Diffusion Geometry and Out-of-Sample Extension: NeuMaps support robust, out-of-sample manifold embeddings and enable diffusion-based distances that mirror reflective random walks (Sule et al., 10 Feb 2025).

6. Limitations, Open Challenges, and Future Directions

Despite their advantages, latent landmark graphs present critical open challenges:

Landmark Selection Tradeoffs: The choice of landmark budget $N$ affects coverage, computation, and robustness. Poor embeddings or suboptimal coverage can yield misleading planning graphs (Zhang et al., 2020).
Probabilistic Edge Semantics: Uncertainty in edge weights (e.g., in p-LOG, $w<1$ edges) may produce false positives or negatives, affecting planning guarantees. Balancing precision and recall under uncertainty requires further paper (Pérez-Corral et al., 21 Sep 2025).
Scalability and High-Arity Domains: Both symbolic and latent graphs can become complex in domains with large numbers of objects, predicates, or latent dimensions.
Extension to Continuous and Dynamic Graphs: Extending landmark graphs from discrete to continuous settings, or enabling dynamic adaptation over long horizons, remains a nascent research area.
Theoretical Guarantees: Rigorous analysis of planning optimality and error accumulation in RL settings with imperfect reachability or abstraction quality remains an open area (Zhang et al., 2020, Zhang et al., 2023).

7. Cross-Domain Impact and Theoretical Significance

Latent landmark graphs constitute a unifying abstraction for multi-resolution reasoning across RL, symbolic planning, and geometric machine learning.

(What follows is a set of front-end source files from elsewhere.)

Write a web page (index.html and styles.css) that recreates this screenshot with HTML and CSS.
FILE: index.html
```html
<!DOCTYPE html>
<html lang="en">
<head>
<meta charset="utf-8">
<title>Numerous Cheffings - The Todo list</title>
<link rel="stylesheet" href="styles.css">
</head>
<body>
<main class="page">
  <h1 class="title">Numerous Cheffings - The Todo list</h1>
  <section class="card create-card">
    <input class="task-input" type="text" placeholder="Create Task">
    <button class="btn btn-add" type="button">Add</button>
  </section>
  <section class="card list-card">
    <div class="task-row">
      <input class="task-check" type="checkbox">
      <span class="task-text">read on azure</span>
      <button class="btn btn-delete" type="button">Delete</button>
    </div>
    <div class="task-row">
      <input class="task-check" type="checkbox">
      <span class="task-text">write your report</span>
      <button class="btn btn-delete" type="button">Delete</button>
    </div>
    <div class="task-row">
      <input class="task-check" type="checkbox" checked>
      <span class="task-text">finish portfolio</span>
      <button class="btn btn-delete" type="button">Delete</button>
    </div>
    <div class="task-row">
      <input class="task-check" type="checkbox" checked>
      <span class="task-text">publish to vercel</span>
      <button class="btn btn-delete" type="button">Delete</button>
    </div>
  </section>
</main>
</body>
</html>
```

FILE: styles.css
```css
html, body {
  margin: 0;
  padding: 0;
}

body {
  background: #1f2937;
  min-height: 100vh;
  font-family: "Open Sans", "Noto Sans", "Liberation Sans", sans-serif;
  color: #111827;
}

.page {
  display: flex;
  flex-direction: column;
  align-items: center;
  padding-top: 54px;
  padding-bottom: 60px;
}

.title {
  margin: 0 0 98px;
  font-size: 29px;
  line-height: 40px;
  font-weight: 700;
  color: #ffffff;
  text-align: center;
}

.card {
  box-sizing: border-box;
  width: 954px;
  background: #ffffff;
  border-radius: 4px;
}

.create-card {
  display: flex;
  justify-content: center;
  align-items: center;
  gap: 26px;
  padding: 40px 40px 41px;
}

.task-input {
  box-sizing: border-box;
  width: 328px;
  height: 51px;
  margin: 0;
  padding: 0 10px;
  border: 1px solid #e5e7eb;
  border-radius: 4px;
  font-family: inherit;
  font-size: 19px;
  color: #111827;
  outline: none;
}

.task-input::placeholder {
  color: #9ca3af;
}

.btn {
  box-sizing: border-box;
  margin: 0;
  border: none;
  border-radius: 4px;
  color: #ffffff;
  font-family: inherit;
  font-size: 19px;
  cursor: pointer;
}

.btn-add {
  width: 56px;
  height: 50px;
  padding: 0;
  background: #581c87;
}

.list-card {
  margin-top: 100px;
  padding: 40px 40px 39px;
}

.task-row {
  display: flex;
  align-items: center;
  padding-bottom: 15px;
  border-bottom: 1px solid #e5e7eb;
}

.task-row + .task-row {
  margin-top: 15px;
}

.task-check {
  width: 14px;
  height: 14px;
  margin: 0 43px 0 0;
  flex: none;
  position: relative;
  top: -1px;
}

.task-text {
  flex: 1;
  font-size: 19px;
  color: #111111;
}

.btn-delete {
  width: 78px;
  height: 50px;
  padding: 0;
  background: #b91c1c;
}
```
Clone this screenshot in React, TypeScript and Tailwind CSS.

Empirical gains in both sample efficiency and policy robustness, along with enhanced stability in high-dimensional representations, underscore their utility as foundational structures for scalable reasoning. The hybridization of probabilistic lifting (for generalization), spectral geometry (for efficiency and stability), and learned utility/novelty (for goal-driven exploration) positions latent landmark graphs as a versatile paradigm at the intersection of deep learning and automated planning (Sule et al., 10 Feb 2025, Pérez-Corral et al., 21 Sep 2025, Zhang et al., 2020, Zhang et al., 2023).